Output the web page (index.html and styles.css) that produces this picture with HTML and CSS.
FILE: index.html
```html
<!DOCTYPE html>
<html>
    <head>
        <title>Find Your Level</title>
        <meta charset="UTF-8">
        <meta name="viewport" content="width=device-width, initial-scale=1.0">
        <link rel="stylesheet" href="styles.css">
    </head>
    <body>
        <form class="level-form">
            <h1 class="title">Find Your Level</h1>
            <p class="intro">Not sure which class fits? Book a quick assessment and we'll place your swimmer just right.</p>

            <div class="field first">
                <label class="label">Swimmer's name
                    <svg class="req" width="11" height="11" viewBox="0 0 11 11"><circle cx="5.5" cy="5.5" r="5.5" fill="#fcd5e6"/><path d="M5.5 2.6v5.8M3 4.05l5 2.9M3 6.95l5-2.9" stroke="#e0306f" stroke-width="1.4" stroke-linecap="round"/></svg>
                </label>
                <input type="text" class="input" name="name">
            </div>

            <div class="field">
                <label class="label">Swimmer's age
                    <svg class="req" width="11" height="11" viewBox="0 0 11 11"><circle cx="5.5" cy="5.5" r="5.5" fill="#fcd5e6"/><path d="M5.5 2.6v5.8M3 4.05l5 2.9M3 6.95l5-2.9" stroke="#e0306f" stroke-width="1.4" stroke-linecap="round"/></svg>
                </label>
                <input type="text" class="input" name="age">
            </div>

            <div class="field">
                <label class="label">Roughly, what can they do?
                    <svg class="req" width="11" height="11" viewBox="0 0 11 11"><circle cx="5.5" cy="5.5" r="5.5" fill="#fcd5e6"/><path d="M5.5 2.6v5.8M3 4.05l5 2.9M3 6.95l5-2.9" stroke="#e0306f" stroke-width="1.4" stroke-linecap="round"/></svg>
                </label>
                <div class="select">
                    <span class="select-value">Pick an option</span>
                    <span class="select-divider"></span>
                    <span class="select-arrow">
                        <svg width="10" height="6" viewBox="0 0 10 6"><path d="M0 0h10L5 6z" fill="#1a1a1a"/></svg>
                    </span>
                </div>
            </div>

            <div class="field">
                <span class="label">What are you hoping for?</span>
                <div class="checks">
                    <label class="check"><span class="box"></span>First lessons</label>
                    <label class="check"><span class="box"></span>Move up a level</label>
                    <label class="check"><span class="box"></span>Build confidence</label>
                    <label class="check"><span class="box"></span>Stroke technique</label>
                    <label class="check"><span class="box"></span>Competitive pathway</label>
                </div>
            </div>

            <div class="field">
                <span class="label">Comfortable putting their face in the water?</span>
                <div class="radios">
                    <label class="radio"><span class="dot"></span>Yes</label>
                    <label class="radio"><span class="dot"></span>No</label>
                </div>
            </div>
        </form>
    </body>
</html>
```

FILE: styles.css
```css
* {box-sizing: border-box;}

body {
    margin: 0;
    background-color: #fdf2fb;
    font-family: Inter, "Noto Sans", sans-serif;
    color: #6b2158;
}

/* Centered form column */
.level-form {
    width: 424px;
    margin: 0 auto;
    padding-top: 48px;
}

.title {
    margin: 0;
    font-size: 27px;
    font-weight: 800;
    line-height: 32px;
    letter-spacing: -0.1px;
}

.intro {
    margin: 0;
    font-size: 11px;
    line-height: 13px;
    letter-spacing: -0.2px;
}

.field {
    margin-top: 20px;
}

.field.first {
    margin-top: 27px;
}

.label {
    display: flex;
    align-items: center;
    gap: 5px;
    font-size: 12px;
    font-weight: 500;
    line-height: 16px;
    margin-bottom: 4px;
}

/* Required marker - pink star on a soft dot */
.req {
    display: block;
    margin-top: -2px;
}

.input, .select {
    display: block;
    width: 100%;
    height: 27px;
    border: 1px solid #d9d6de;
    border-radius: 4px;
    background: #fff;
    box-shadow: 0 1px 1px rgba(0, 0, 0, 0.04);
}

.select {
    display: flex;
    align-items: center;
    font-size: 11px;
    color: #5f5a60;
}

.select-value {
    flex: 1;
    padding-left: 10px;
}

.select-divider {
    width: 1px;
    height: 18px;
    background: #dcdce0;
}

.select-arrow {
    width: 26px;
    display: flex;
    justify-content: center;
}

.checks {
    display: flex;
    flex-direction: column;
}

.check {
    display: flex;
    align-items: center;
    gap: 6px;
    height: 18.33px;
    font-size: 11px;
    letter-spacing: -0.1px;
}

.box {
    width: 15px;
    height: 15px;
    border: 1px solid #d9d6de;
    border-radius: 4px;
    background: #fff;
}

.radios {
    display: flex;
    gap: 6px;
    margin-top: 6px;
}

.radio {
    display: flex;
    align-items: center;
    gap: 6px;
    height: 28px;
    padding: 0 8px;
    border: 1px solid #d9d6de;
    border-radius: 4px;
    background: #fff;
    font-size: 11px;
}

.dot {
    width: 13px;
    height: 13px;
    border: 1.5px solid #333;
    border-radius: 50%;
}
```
· · · · · · ·
● WHAT IS NEEDED
Write only the number of lines in the data above that include "index".

● REPLY
2